## SUPPLIED MATERIAL
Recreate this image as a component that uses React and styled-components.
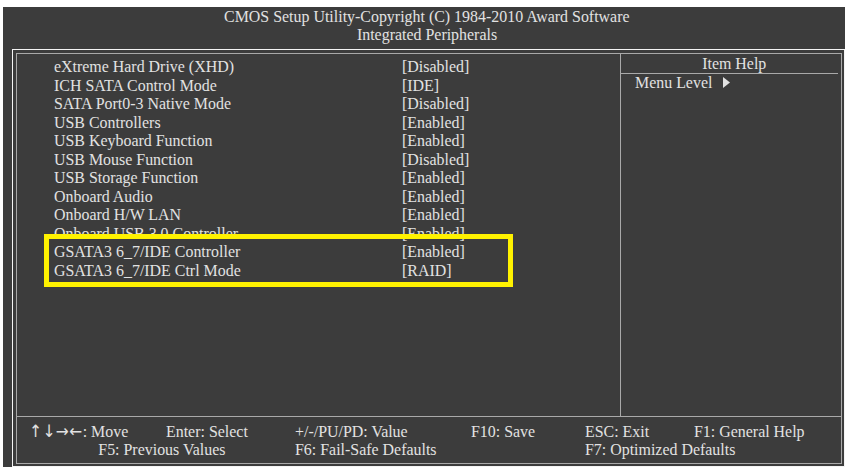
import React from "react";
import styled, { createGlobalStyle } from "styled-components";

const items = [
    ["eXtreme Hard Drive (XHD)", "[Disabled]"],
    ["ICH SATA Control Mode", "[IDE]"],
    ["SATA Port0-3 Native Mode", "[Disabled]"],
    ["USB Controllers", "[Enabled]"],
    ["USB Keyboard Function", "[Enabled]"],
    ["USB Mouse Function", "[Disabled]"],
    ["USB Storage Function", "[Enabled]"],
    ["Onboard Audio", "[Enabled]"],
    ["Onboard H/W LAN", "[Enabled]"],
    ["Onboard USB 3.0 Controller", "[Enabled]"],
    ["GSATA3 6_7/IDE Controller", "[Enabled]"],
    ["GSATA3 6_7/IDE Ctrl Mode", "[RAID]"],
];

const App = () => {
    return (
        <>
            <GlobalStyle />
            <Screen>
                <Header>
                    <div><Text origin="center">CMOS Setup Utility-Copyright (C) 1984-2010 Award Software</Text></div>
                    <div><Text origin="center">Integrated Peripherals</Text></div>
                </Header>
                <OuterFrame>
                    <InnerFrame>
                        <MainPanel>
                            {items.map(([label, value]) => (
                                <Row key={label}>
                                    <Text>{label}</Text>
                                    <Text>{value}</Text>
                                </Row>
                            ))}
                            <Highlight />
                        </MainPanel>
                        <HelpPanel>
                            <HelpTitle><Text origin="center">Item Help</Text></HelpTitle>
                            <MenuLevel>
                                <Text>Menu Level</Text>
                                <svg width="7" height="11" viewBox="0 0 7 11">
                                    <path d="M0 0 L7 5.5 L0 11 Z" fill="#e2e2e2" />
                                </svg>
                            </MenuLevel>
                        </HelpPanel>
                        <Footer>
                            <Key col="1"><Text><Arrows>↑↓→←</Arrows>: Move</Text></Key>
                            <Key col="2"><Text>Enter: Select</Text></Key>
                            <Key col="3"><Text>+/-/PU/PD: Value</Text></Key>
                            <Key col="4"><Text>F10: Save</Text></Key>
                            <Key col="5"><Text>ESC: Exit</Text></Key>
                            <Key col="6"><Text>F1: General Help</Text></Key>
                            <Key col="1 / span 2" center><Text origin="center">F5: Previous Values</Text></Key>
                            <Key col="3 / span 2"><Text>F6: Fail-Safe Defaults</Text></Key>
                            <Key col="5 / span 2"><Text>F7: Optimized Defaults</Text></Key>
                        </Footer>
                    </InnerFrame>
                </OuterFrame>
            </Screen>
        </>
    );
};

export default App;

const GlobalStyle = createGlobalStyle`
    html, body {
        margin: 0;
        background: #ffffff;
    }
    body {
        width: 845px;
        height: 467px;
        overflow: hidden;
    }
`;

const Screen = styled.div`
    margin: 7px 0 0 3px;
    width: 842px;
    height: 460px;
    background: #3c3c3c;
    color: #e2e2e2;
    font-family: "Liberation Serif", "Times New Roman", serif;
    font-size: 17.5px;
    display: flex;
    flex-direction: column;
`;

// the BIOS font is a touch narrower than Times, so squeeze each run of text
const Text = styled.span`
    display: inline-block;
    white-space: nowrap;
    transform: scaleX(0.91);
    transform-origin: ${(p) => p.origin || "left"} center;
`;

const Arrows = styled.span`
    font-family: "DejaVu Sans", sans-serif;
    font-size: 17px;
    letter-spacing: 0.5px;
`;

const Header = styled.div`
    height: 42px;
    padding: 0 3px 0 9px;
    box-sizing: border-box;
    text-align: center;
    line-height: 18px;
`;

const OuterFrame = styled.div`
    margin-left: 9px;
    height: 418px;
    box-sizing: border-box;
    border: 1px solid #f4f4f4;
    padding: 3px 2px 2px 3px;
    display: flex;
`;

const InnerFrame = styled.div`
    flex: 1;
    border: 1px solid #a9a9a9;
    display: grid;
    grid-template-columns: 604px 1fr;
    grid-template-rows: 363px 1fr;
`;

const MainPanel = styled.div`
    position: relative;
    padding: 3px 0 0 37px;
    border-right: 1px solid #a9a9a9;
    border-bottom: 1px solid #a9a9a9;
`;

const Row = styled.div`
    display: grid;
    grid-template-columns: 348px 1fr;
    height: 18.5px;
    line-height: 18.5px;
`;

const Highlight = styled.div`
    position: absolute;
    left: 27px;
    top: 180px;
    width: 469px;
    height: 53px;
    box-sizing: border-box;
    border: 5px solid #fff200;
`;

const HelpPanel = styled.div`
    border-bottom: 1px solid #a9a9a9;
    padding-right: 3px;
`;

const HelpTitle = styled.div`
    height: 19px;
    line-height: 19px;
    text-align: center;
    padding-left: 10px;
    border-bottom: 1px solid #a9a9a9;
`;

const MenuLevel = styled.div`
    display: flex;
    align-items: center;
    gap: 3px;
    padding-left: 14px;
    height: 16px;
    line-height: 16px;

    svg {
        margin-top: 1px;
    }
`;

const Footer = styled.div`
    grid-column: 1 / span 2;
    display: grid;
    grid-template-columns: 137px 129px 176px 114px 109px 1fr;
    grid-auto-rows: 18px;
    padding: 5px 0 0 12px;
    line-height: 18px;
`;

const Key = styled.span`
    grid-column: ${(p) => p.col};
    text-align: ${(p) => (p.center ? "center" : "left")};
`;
--
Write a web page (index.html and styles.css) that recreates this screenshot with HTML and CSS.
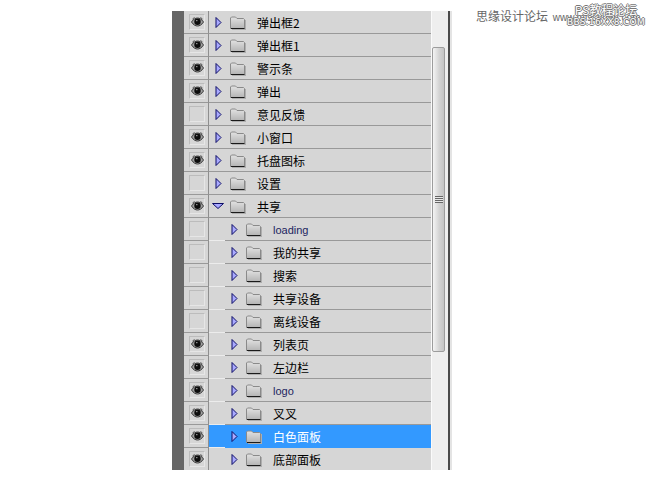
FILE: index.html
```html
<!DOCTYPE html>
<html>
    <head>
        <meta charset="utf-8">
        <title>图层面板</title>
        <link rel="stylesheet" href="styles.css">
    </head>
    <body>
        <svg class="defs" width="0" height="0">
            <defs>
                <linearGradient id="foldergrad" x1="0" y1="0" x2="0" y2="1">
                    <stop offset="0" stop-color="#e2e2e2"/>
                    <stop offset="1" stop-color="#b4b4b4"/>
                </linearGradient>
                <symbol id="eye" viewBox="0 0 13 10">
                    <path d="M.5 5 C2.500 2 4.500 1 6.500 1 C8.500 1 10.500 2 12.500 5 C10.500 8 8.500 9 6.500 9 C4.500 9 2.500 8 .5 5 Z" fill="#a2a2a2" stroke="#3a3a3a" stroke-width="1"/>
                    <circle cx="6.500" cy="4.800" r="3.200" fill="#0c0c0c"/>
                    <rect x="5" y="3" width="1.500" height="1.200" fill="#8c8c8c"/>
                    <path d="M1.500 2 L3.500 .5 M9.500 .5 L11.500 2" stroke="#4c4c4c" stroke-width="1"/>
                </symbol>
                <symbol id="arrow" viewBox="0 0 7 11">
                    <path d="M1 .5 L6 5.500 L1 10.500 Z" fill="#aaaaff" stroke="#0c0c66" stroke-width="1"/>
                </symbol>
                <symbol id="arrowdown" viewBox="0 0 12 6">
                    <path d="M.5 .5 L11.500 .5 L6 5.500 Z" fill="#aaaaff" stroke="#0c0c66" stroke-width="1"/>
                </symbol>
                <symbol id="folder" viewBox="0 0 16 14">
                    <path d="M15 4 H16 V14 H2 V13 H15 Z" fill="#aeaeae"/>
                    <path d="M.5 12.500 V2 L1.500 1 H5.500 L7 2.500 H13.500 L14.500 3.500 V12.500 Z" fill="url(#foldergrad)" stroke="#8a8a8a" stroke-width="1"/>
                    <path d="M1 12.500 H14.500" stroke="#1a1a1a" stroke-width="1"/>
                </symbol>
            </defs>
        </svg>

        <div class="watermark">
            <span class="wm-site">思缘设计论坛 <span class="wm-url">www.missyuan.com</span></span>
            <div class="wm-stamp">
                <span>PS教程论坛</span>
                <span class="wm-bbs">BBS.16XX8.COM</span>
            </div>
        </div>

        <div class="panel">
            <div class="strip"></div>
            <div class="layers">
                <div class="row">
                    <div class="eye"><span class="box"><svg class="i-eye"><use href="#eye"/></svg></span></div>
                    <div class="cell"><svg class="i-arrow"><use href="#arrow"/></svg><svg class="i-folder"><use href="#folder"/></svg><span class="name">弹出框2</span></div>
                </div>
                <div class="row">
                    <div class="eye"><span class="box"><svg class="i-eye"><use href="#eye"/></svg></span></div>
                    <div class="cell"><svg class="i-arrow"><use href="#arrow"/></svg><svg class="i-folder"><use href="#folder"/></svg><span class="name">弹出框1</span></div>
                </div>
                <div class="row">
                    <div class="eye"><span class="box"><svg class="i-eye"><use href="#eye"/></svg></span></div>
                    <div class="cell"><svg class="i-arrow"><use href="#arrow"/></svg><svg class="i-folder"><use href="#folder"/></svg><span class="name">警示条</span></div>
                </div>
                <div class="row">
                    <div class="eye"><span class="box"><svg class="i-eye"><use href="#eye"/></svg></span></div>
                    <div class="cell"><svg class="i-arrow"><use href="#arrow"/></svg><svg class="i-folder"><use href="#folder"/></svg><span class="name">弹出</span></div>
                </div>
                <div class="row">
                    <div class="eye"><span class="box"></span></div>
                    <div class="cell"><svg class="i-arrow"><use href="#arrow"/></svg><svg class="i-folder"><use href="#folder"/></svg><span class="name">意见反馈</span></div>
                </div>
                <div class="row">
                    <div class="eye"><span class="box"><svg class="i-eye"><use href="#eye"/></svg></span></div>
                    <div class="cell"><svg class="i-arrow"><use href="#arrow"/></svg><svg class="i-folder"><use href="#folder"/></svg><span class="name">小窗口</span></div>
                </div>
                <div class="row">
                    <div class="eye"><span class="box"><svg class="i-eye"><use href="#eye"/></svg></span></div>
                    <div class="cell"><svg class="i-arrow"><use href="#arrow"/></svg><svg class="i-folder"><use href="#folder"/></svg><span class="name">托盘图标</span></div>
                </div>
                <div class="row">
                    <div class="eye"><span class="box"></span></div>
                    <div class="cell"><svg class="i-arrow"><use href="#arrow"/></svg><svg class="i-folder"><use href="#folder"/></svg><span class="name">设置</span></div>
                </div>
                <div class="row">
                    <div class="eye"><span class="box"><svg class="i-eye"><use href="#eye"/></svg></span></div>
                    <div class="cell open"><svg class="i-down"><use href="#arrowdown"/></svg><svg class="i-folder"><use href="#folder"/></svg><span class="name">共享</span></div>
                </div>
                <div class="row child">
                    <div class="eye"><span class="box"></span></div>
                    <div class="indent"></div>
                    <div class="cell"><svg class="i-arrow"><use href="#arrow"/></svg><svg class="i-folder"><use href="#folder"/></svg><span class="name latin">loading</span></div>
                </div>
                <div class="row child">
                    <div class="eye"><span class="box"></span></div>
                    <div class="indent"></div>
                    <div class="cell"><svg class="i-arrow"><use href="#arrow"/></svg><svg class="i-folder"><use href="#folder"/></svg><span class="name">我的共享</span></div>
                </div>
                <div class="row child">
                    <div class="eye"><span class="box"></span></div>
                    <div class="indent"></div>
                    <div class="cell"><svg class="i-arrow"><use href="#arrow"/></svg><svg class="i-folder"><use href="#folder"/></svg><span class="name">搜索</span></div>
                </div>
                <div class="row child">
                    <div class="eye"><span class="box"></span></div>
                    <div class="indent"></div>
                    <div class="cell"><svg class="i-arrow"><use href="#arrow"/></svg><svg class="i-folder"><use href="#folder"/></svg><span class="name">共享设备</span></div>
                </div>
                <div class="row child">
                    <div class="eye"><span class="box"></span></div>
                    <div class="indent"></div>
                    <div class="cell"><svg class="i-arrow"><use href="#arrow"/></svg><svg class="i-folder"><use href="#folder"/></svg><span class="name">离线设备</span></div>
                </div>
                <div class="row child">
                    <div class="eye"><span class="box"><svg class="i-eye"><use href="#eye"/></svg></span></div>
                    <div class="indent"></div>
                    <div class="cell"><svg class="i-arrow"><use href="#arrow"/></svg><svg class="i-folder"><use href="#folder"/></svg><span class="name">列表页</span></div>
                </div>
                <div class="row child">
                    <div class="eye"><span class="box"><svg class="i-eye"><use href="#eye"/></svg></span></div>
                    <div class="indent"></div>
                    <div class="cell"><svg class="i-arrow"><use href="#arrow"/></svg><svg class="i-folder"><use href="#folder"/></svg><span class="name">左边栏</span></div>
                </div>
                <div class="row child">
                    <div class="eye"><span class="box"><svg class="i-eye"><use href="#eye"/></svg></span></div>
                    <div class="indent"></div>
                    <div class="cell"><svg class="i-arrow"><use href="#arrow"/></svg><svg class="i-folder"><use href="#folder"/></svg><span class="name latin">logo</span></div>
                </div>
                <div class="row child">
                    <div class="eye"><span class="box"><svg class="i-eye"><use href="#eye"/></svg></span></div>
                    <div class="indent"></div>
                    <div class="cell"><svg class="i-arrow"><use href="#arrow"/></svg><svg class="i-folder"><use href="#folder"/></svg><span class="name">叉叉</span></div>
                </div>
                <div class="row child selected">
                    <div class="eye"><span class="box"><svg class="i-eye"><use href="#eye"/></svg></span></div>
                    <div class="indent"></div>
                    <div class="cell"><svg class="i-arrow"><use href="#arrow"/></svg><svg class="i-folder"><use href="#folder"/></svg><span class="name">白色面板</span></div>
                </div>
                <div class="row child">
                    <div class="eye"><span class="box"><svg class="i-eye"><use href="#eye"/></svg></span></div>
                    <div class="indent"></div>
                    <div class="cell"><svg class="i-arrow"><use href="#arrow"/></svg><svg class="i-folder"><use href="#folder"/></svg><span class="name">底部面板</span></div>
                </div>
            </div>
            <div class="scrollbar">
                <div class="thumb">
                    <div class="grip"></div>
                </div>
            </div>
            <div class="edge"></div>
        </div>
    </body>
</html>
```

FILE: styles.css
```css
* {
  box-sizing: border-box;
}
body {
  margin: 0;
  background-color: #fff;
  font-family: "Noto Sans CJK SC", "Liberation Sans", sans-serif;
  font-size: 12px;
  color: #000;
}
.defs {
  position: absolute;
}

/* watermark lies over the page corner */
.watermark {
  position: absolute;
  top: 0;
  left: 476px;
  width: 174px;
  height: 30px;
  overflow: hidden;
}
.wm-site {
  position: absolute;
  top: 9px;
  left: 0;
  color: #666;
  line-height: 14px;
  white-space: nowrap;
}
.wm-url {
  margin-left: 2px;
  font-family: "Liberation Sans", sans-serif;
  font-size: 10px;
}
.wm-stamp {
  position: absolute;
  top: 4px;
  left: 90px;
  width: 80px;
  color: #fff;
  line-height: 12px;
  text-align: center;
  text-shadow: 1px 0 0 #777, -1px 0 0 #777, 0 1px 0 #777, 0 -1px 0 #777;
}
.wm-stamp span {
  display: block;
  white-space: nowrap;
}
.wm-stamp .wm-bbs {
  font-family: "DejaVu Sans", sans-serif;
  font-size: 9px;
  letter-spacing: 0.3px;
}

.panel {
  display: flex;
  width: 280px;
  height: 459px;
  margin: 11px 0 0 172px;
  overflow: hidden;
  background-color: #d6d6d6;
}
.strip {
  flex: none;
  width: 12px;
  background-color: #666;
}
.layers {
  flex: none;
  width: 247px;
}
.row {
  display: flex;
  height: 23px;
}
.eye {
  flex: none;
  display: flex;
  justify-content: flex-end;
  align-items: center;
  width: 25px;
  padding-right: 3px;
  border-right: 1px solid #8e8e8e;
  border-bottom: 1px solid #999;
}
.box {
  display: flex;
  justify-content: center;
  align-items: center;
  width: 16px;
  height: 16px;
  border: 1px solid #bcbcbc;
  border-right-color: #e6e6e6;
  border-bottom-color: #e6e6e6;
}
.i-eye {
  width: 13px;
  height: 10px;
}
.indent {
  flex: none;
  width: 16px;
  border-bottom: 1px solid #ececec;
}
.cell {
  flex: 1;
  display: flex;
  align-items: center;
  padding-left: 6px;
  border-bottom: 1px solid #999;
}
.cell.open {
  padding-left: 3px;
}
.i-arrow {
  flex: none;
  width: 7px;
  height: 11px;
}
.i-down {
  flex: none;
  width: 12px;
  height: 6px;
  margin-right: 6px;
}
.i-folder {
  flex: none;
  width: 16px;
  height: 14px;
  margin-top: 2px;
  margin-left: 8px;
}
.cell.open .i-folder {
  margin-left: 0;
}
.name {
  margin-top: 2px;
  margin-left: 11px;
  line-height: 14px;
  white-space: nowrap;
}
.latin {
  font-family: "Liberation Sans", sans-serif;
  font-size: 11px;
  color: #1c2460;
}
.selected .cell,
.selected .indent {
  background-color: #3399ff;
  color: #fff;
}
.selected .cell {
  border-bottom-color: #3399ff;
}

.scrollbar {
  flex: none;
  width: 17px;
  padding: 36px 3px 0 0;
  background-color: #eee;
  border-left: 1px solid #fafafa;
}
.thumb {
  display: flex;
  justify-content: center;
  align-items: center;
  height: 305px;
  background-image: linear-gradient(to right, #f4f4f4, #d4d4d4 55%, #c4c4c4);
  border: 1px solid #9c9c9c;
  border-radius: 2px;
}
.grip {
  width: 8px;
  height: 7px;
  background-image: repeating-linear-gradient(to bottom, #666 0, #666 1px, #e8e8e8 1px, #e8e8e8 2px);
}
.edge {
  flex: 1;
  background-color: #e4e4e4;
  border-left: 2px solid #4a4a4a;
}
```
==
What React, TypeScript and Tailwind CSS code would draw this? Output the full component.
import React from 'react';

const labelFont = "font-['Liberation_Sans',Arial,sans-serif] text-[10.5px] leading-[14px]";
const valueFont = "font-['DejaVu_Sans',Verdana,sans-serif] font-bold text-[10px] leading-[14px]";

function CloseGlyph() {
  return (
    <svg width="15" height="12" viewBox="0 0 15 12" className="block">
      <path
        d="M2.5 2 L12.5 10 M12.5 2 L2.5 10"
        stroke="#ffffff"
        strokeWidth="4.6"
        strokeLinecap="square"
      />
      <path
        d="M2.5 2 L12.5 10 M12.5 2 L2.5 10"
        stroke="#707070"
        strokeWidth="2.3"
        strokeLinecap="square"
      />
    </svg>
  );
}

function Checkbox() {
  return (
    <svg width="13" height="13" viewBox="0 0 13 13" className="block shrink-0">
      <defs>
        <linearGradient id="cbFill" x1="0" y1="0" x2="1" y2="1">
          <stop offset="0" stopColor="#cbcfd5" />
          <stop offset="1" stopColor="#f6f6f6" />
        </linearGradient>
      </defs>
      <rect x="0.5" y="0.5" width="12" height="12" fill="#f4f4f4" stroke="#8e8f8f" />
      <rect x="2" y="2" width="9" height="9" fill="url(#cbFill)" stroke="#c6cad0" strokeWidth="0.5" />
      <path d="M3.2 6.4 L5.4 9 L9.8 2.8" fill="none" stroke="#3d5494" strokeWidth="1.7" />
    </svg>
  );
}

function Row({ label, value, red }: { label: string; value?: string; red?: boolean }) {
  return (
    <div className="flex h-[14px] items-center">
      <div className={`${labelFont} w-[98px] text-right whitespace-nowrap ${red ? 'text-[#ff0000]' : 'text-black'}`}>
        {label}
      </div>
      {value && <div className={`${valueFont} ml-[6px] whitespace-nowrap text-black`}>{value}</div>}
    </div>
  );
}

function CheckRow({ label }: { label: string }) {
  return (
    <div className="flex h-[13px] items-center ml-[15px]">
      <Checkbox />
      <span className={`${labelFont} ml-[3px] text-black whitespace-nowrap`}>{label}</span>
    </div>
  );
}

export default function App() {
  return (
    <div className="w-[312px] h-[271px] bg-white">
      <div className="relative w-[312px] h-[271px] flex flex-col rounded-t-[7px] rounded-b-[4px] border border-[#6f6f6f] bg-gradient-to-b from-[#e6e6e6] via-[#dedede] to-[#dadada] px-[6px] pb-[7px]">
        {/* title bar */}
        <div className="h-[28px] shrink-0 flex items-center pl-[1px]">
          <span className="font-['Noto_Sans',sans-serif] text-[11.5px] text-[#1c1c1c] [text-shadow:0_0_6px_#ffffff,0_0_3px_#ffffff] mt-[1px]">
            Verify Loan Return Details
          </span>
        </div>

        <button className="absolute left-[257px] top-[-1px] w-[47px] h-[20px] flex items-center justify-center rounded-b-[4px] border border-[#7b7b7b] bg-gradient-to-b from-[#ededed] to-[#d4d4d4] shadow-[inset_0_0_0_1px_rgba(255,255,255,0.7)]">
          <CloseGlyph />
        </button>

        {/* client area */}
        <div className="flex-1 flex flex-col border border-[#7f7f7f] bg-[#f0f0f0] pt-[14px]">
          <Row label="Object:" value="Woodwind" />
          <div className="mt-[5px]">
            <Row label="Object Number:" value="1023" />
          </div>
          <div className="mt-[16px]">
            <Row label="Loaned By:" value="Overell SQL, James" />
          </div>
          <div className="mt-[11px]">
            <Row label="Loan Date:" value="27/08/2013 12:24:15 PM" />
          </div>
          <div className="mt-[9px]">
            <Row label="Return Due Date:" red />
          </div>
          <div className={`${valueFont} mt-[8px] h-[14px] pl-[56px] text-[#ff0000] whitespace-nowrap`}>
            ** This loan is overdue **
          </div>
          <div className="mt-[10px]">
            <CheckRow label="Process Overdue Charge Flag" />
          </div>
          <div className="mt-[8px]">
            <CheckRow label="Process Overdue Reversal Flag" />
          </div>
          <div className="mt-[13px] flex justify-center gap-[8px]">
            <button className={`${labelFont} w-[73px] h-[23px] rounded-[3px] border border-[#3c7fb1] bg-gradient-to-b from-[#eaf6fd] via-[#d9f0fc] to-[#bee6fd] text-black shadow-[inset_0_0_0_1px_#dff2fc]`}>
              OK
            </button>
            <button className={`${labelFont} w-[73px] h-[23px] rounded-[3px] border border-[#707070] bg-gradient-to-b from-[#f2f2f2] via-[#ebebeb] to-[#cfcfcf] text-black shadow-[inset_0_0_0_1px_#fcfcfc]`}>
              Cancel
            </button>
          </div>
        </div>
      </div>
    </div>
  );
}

## SET TASK
State how many lines hold the word "index". The number is the whole answer.

## ANSWER TO THE TASK
2